The recent arrest of noted activist, Xavier Dias along with six others in a case more than twenty years old is an addition in the long list of all those unnecessarily arrested, charged, harassed, even killed earlier. He himself wrote as much a day before he was arrested. The concluding para of his note read, “I am writing this note a day before we all surrender before the Magistrate. In accordance with fair judicial procedure, he (the Judge) should revive our bail. But we are apprehending that he will send us all into judicial custody or jail in order to harass us and threaten the on-going agitation against the TATA Steel’s expansion of their mines in Noamundi. This is the best way the Jharkhand state can appease TATAs at this stage.”

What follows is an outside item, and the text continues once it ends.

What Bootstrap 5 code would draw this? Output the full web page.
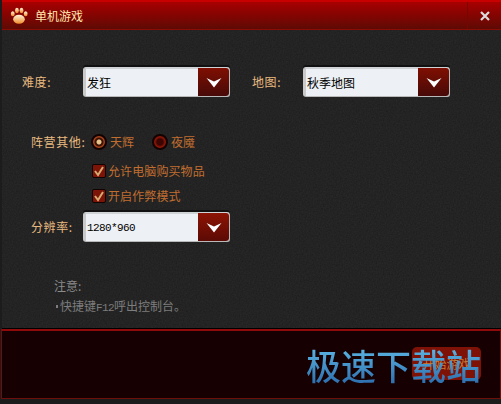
<!DOCTYPE html>
<html lang="zh"><head><meta charset="utf-8">
<link href="https://cdn.jsdelivr.net/npm/bootstrap@5.3.0/dist/css/bootstrap.min.css" rel="stylesheet">
<style>
html,body{margin:0;background:#1a1a1a;}
body{font:12px/16px "Noto Sans CJK SC",sans-serif;overflow:hidden;}
.gwin{width:501px;height:404px;position:relative;background:#1c1c1c;padding-left:2px;}
.gtitle{height:30px;border-top:2px solid #c80000;background:linear-gradient(#a80000,#5e0a04);border-bottom:1px solid #8a0d05;color:#ffe6ae;font-size:12px;box-shadow:0 -2px 0 #000;}
.gpaw{margin:0 6px 0 7px;}
.gclose{width:34px;height:27px;border-left:1px solid #7a0500;}
.gbody{height:299px;border-bottom:1px solid #000;background-color:#2b2b2b;background-image:url("data:image/svg+xml,%3Csvg xmlns='http://www.w3.org/2000/svg' width='200' height='200'%3E%3Cfilter id='n'%3E%3CfeTurbulence type='fractalNoise' baseFrequency='.7' numOctaves='2'/%3E%3CfeColorMatrix values='0 0 0 0 0 0 0 0 0 0 0 0 0 0 0 0 0 0 .35 0'/%3E%3C/filter%3E%3Crect width='200' height='200' filter='url(%23n)'/%3E%3C/svg%3E");}
.grow1{padding:37px 0 0 20px;}
.glabel{color:#e9bb80;font-size:12px;letter-spacing:.6px;}
.l1{width:61px;}.l2{width:51px;margin-left:22px;}
.gsel{width:147px;height:30px;background:#edf0f4;border:1px solid #b9b9b9;border-left:3px solid #c9c9c9;border-top:2px solid #d0d3d6;border-radius:3px;color:#000;box-shadow:0 -2px 0 #111;padding-left:1px;font-size:12px;}
.garrow{width:31px;height:28px;margin-top:-1px;background:linear-gradient(#7f0f02,#470a08);border-radius:0 3px 3px 0;}
.garrow2{background:linear-gradient(#8c1404,#5c0a05);}
.gradios{padding:37px 0 0 29px;}
.l3{width:60px;}
.gopt{color:#c06e30;letter-spacing:.1px;}
.gr{width:16px;height:16px;border-radius:50%;border:2px solid #120302;margin-right:3px;}
.gr-on{background:radial-gradient(circle,#e8c48c 0 2px,#3a1206 3px,#3a1206 4px,#a8431c 5px);}
.gr-off{background:radial-gradient(circle,#3a0502 0 3px,#8a1608 5px);}
.gw1{width:42px;}
.gchk{padding-left:90px;height:25px;}
.gb{width:14px;height:14px;background:#7c1408;border:1px solid #100302;border-radius:2px;margin-right:2px;}
.gchecks{padding-top:8px;}
.grow3{padding:4px 0 0 29px;}
.gw3{width:52px;}
.gmono{font:11px/16px "Liberation Mono",monospace;letter-spacing:-.6px;}
.gmono2{letter-spacing:-.6px;font-family:"Liberation Mono",monospace;font-size:11px;}
.gdot{display:inline-block;width:2px;height:3px;background:#7d7d7d;margin:0 2px 3px 2px;}
.gnote{padding:34px 0 0 52px;color:#7d7d7d;line-height:20px;}
.gnote1{color:#8b8b8b;}
.gfoot{height:70px;margin-left:-1px;background:#170002;border:1px solid #6d0f0a;border-top:2px solid #8f0b0b;}
.gstart{position:absolute;left:412px;top:347px;width:69px;height:33px;background:#7f1206;border-radius:5px;color:#c77b35;font-size:12px;}
.gwater{position:absolute;left:306px;top:342px;font:500 35px/46px "Noto Sans CJK SC",sans-serif;white-space:nowrap;background:linear-gradient(#62c0ec,#2866a8);-webkit-background-clip:text;background-clip:text;color:transparent;}
</style></head><body>
<div class="gwin">
  <div class="gtitle d-flex align-items-center">
    <svg width="20" height="19" viewBox="0 0 24 22" class="gpaw"><defs><linearGradient id="p" x1="0" y1="0" x2="0" y2="1"><stop offset="0" stop-color="#fff6d8"/><stop offset="1" stop-color="#f08a28"/></linearGradient></defs><g fill="url(#p)"><ellipse cx="12" cy="15.500" rx="7" ry="5.500"/><ellipse cx="4.500" cy="9" rx="2.300" ry="3"/><ellipse cx="9.500" cy="5" rx="2.300" ry="3.200"/><ellipse cx="15" cy="5" rx="2.300" ry="3.200"/><ellipse cx="20" cy="9" rx="2.300" ry="3"/></g></svg>
    <span class="flex-grow-1">单机游戏</span>
    <div class="gclose d-flex align-items-center justify-content-center"><svg width="10" height="10" viewBox="0 0 10 10"><path d="M1 1L9 9M9 1L1 9" stroke="#ddd" stroke-width="2.200"/></svg></div>
  </div>
  <div class="gbody">
    <div class="grow1 d-flex align-items-center">
      <span class="glabel l1">难度:</span>
      <div class="gsel d-flex align-items-center justify-content-between"><span>发狂</span><span class="garrow d-flex align-items-center justify-content-center"><svg width="16" height="11" viewBox="0 0 16 11"><path d="M0.500 1L8 4.500L15.500 1L8 10.500Z" fill="#fff"/></svg></span></div>
      <span class="glabel l2">地图:</span>
      <div class="gsel d-flex align-items-center justify-content-between"><span>秋季地图</span><span class="garrow d-flex align-items-center justify-content-center"><svg width="16" height="11" viewBox="0 0 16 11"><path d="M0.500 1L8 4.500L15.500 1L8 10.500Z" fill="#fff"/></svg></span></div>
    </div>
    <div class="gradios d-flex align-items-center">
      <span class="glabel l3">阵营其他:</span>
      <span class="gr gr-on"></span><span class="gopt gw1">天辉</span>
      <span class="gr gr-off"></span><span class="gopt">夜魇</span>
    </div>
    <div class="gchecks">
      <div class="gchk d-flex align-items-center"><span class="gb d-flex align-items-center justify-content-center"><svg width="12" height="12" viewBox="0 0 12 12"><path d="M2 6L5 10L10 2" fill="none" stroke="#d8aa70" stroke-width="2"/></svg></span><span class="gopt">允许电脑购买物品</span></div>
      <div class="gchk d-flex align-items-center"><span class="gb d-flex align-items-center justify-content-center"><svg width="12" height="12" viewBox="0 0 12 12"><path d="M2 6L5 10L10 2" fill="none" stroke="#d8aa70" stroke-width="2"/></svg></span><span class="gopt">开启作弊模式</span></div>
    </div>
    <div class="grow3 d-flex align-items-center">
      <span class="glabel gw3">分辨率:</span>
      <div class="gsel d-flex align-items-center justify-content-between"><span class="gmono">1280*960</span><span class="garrow garrow2 d-flex align-items-center justify-content-center"><svg width="16" height="11" viewBox="0 0 16 11"><path d="M0.500 1L8 4.500L15.500 1L8 10.500Z" fill="#fff"/></svg></span></div>
    </div>
    <div class="gnote"><div class="gnote1">注意:</div><div><span class="gdot"></span>快捷键<span class="gmono2">F12</span>呼出控制台。</div></div>
  </div>
  <div class="gfoot"></div>
  <div class="gstart d-flex align-items-center justify-content-center">开始游戏</div>
  <div class="gwater">极速下载站</div>
</div>
<script src="https://cdn.jsdelivr.net/npm/bootstrap@5.3.0/dist/js/bootstrap.bundle.min.js"></script>
</body></html>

Repeated denial of the bail to Dayamani Barla also exposes the systematic and calculated move taken by the government to suppress the dissent and protest against the anti-people policies of the state. The case against cultural activist Jinten Marandi, who is languishing in jail for no crime since 2008, is also a case in point. Hence, in short, Jharkhand, contrary to the claims by the Chief Minister that its being on the path of ‘development’ is in reality on the path of becoming a full flagged police state.